Disclosure statement
No potential conflict of interest was reported by the authors.
Notes
1. Some participants in the standard condition (27%, or 42%) reported that they had heard instructions to rely on their conscience. These participants were not excluded, because their answer cannot be attributed to lack of attention – they did not miss any information. There is every reason to believe that actual jurors would think the same thing, given that the actual jury instructions were used, therefore excluding them would make the study less ecologically valid. Even so, we conducted the main regression analyses a second time, using the manipulation check variable instead of the objective manipulation of the instructions, thus allowing participants’ subjective answers to the manipulation check question replace the objective manipulation. That is, the 27 jurors in the standard condition who reported they had received nullification instructions were coded as being in the nullification condition. Both analyses yielded similar results, therefore the results section presents only the analyses using the actual manipulation.

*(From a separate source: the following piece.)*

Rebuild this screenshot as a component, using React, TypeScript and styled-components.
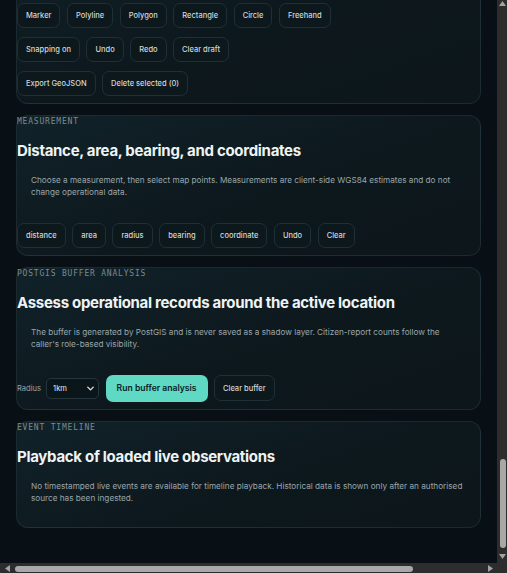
import { useLayoutEffect, useRef } from 'react';
import styled, { createGlobalStyle } from 'styled-components';
import { ChevronDown } from 'lucide-react';

const GlobalStyle = createGlobalStyle`
  html, body {
    margin: 0;
    padding: 0;
    background: #091015;
    overflow: hidden;
  }
  body {
    font-family: Inter, 'Noto Sans', sans-serif;
  }
  * {
    box-sizing: border-box;
  }
`;

// window frame: scrolled panel plus its two scrollbars and the corner
const Frame = styled.div`
  display: grid;
  grid-template-columns: 1fr 10px;
  grid-template-rows: 1fr 10px;
  width: 100vw;
  height: 100vh;
`;

const Scroller = styled.div`
  overflow: hidden;
  background: #091015;
`;

const Track = styled.div<{ $axis: 'x' | 'y' }>`
  display: flex;
  flex-direction: ${({ $axis }) => ($axis === 'y' ? 'column' : 'row')};
  background: #2d2d2d;
`;

const Corner = styled.div`
  background: #2d2d2d;
`;

const StepButton = styled.div<{ $axis: 'x' | 'y'; $top?: boolean }>`
  flex: none;
  display: flex;
  justify-content: center;
  align-items: ${({ $top }) => ($top ? 'flex-start' : 'center')};
  width: ${({ $axis }) => ($axis === 'y' ? '10px' : '14px')};
  height: ${({ $axis }) => ($axis === 'y' ? '14px' : '10px')};
  padding-top: ${({ $top }) => ($top ? '1px' : '0')};
  color: #a3a3a3;
`;

const Rail = styled.div<{ $axis: 'x' | 'y' }>`
  flex: 1;
  display: flex;
  flex-direction: ${({ $axis }) => ($axis === 'y' ? 'column' : 'row')};
  justify-content: ${({ $axis }) => ($axis === 'y' ? 'flex-end' : 'flex-start')};
`;

const Thumb = styled.div<{ $axis: 'x' | 'y'; $size: number }>`
  border-radius: 3px;
  background: #a8a8a8;
  ${({ $axis, $size }) =>
    $axis === 'y'
      ? `width: 6px; height: ${$size}px; margin: 0 0 1px 3px;`
      : `height: 6px; width: ${$size}px; margin: 3px 0 0 1px;`}
`;

const Page = styled.main`
  display: flex;
  flex-direction: column;
  gap: 11px;
  padding: 16px 16px 35px;
`;

const Card = styled.section`
  border: 1px solid rgba(128, 170, 180, 0.13);
  border-radius: 12px;
  background: linear-gradient(160deg, #11222a 0%, #0d181d 55%, #0c161b 100%);
  padding: 0 0 7px;
`;

const Eyebrow = styled.div`
  font-family: 'DejaVu Sans Mono', 'Liberation Mono', monospace;
  font-size: 8px;
  line-height: 11px;
  letter-spacing: 0.8px;
  text-transform: uppercase;
  color: #7c8b8f;
`;

const Title = styled.h2`
  margin: 14px 0 0;
  font-size: 15px;
  line-height: 20px;
  font-weight: 700;
  letter-spacing: -0.02em;
  color: #eef3f3;
`;

const Lead = styled.p`
  margin: 13px 12px 16px 14px;
  font-size: 8.2px;
  line-height: 12px;
  color: #9aa6aa;
`;

const Groups = styled.div`
  display: flex;
  flex-direction: column;
  gap: 9px;
  margin-top: 7px;
`;

const Actions = styled.div<{ $flush?: boolean }>`
  display: flex;
  flex-wrap: wrap;
  align-items: center;
  gap: 9px 6.5px;
  margin-top: ${({ $flush }) => ($flush ? '0' : '24.5px')};
`;

const ToolButton = styled.button<{ $tall?: boolean }>`
  height: ${({ $tall }) => ($tall ? '25.5px' : '25px')};
  padding: 0 8px;
  border: 1px solid #1e3036;
  border-radius: 7px;
  background: #0d181d;
  color: #cfd7d9;
  font-family: Inter, 'Noto Sans', sans-serif;
  font-size: 7.5px;
  font-weight: 500;
  cursor: pointer;
`;

const FieldLabel = styled.label`
  font-size: 7.6px;
  color: #98a4a8;
  margin-right: -1.5px;
`;

const SelectWrap = styled.div`
  position: relative;
  display: flex;
  align-items: center;

  svg {
    position: absolute;
    right: 3px;
    pointer-events: none;
    color: #dfe6e7;
  }
`;

const Select = styled.select`
  appearance: none;
  width: 53px;
  height: 21px;
  padding: 0 16px 0 6px;
  border: 1px solid #24363c;
  border-radius: 5px;
  background: #0b161a;
  color: #e6ecec;
  font-family: Inter, 'Noto Sans', sans-serif;
  font-size: 7.6px;
`;

const PrimaryButton = styled.button`
  height: 27px;
  padding: 0 11px;
  border: none;
  border-radius: 7px;
  background: #5fd8c4;
  color: #0b2223;
  font-family: Inter, 'Noto Sans', sans-serif;
  font-size: 8.6px;
  font-weight: 600;
  cursor: pointer;
`;

type Dir = 'up' | 'down' | 'left' | 'right';

const arrowPoints: Record<Dir, string> = {
  up: '3.5,0 7,5 0,5',
  down: '0,0 7,0 3.5,5',
  left: '5,0 5,7 0,3.5',
  right: '0,0 5,3.5 0,7',
};

function Arrow({ dir }: { dir: Dir }) {
  const vertical = dir === 'up' || dir === 'down';
  return (
    <svg width={vertical ? 7 : 5} height={vertical ? 5 : 7} viewBox={vertical ? '0 0 7 5' : '0 0 5 7'}>
      <polygon points={arrowPoints[dir]} fill="currentColor" />
    </svg>
  );
}

const drawTools = ['Marker', 'Polyline', 'Polygon', 'Rectangle', 'Circle', 'Freehand'];
const draftTools = ['Snapping on', 'Undo', 'Redo', 'Clear draft'];
const measureTools = ['distance', 'area', 'radius', 'bearing', 'coordinate', 'Undo', 'Clear'];

export default function App() {
  const scroller = useRef<HTMLDivElement>(null);

  useLayoutEffect(() => {
    const el = scroller.current;
    if (el) el.scrollTop = el.scrollHeight;
  }, []);

  return (
    <>
      <GlobalStyle />
      <Frame>
        <Scroller ref={scroller}>
          <Page>
            <Card>
              <Eyebrow>Drawing tools</Eyebrow>
              <Title>Sketch and edit map geometry</Title>
              <Lead>
                Draw shapes on the map to mark areas of interest. Drafts stay local until they are
                exported.
              </Lead>
              <Groups>
                <Actions $flush>
                  {drawTools.map((t) => (
                    <ToolButton key={t}>{t}</ToolButton>
                  ))}
                </Actions>
                <Actions $flush>
                  {draftTools.map((t) => (
                    <ToolButton key={t}>{t}</ToolButton>
                  ))}
                </Actions>
                <Actions $flush>
                  <ToolButton>Export GeoJSON</ToolButton>
                  <ToolButton>Delete selected (0)</ToolButton>
                </Actions>
              </Groups>
            </Card>

            <Card>
              <Eyebrow>Measurement</Eyebrow>
              <Title>Distance, area, bearing, and coordinates</Title>
              <Lead>
                Choose a measurement, then select map points. Measurements are client-side WGS84
                estimates and do not change operational data.
              </Lead>
              <Actions>
                {measureTools.map((t, i) => (
                  <ToolButton $tall key={t + i}>
                    {t}
                  </ToolButton>
                ))}
              </Actions>
            </Card>

            <Card>
              <Eyebrow>PostGIS buffer analysis</Eyebrow>
              <Title>Assess operational records around the active location</Title>
              <Lead>
                The buffer is generated by PostGIS and is never saved as a shadow layer.
                Citizen-report counts follow the caller's role-based visibility.
              </Lead>
              <Actions>
                <FieldLabel htmlFor="buffer-radius">Radius</FieldLabel>
                <SelectWrap>
                  <Select id="buffer-radius" defaultValue="1km">
                    <option value="500m">500m</option>
                    <option value="1km">1km</option>
                    <option value="5km">5km</option>
                  </Select>
                  <ChevronDown size={11} strokeWidth={3} />
                </SelectWrap>
                <PrimaryButton>Run buffer analysis</PrimaryButton>
                <ToolButton $tall>Clear buffer</ToolButton>
              </Actions>
            </Card>

            <Card>
              <Eyebrow>Event timeline</Eyebrow>
              <Title>Playback of loaded live observations</Title>
              <Lead>
                No timestamped live events are available for timeline playback. Historical data is
                shown only after an authorised source has been ingested.
              </Lead>
            </Card>
          </Page>
        </Scroller>

        <Track $axis="y">
          <StepButton $axis="y" $top>
            <Arrow dir="up" />
          </StepButton>
          <Rail $axis="y">
            <Thumb $axis="y" $size={89} />
          </Rail>
          <StepButton $axis="y">
            <Arrow dir="down" />
          </StepButton>
        </Track>

        <Track $axis="x">
          <StepButton $axis="x">
            <Arrow dir="left" />
          </StepButton>
          <Rail $axis="x">
            <Thumb $axis="x" $size={398} />
          </Rail>
          <StepButton $axis="x">
            <Arrow dir="right" />
          </StepButton>
        </Track>
        <Corner />
      </Frame>
    </>
  );
}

2. Another potential methodological concern could be that the similarity of response scales across all proposed mediators prompted generic response bias – participants’ simply giving the same ratings regardless of the variables measured. This was not the case in our study: We found different patterns of results for positive and negative emotional reactions to the defendant. Further, we performed the same analyses, post hoc only to address this issue, on two additional items that measured perceptions of the defendant with similar scales, but did not assess emotional reactions (‘Dr. Wood is a sympathetic physician who cares about his patients’; ‘Dr. Wood is a proud man who likes to play God with his patients’ lives’). Perceiving the defendant as a sympathetic doctor was negatively related to guilty verdicts (B = −0.52, Wald = 5.13, OR = .60, p = .024) and degree of guilt (B = −2.06, 95% CI [−3.45, −0.64], t(128) = −2.88, p = .005). Perceiving the defendant as a proud man was positively related to guilty verdicts (B = 0.32, Wald = 5.79, OR = 1.38, p = .016) and degree of guilt (B = −1.32, 95% CI [0.36, 2.28], t(128) = 2.73, p = .007). Yet unlike similarly measured emotional reactions to the defendant, these perceptions of the defendant did not mediate the effect of attitudes on verdicts. Jurors’ euthanasia attitudes did not significantly predict perceptions of the defendant as sympathetic, B = −0.15, 95% CI [−0.7, 0.18], t(124) = −0.90, p = .37, or proud, B = 0.13, 95% CI [−0.09, 0.34], t(124) = 1.18, p = .24. The other main and interaction effects involving incidental anger and nullification instructions were also not significant. Thus, although the measurement scales were similar, participants’ responses to these items measuring different constructs were not. Had participants merely responded to all questions in the same way because of measurement bias, we would have observed the same pattern for these separate items.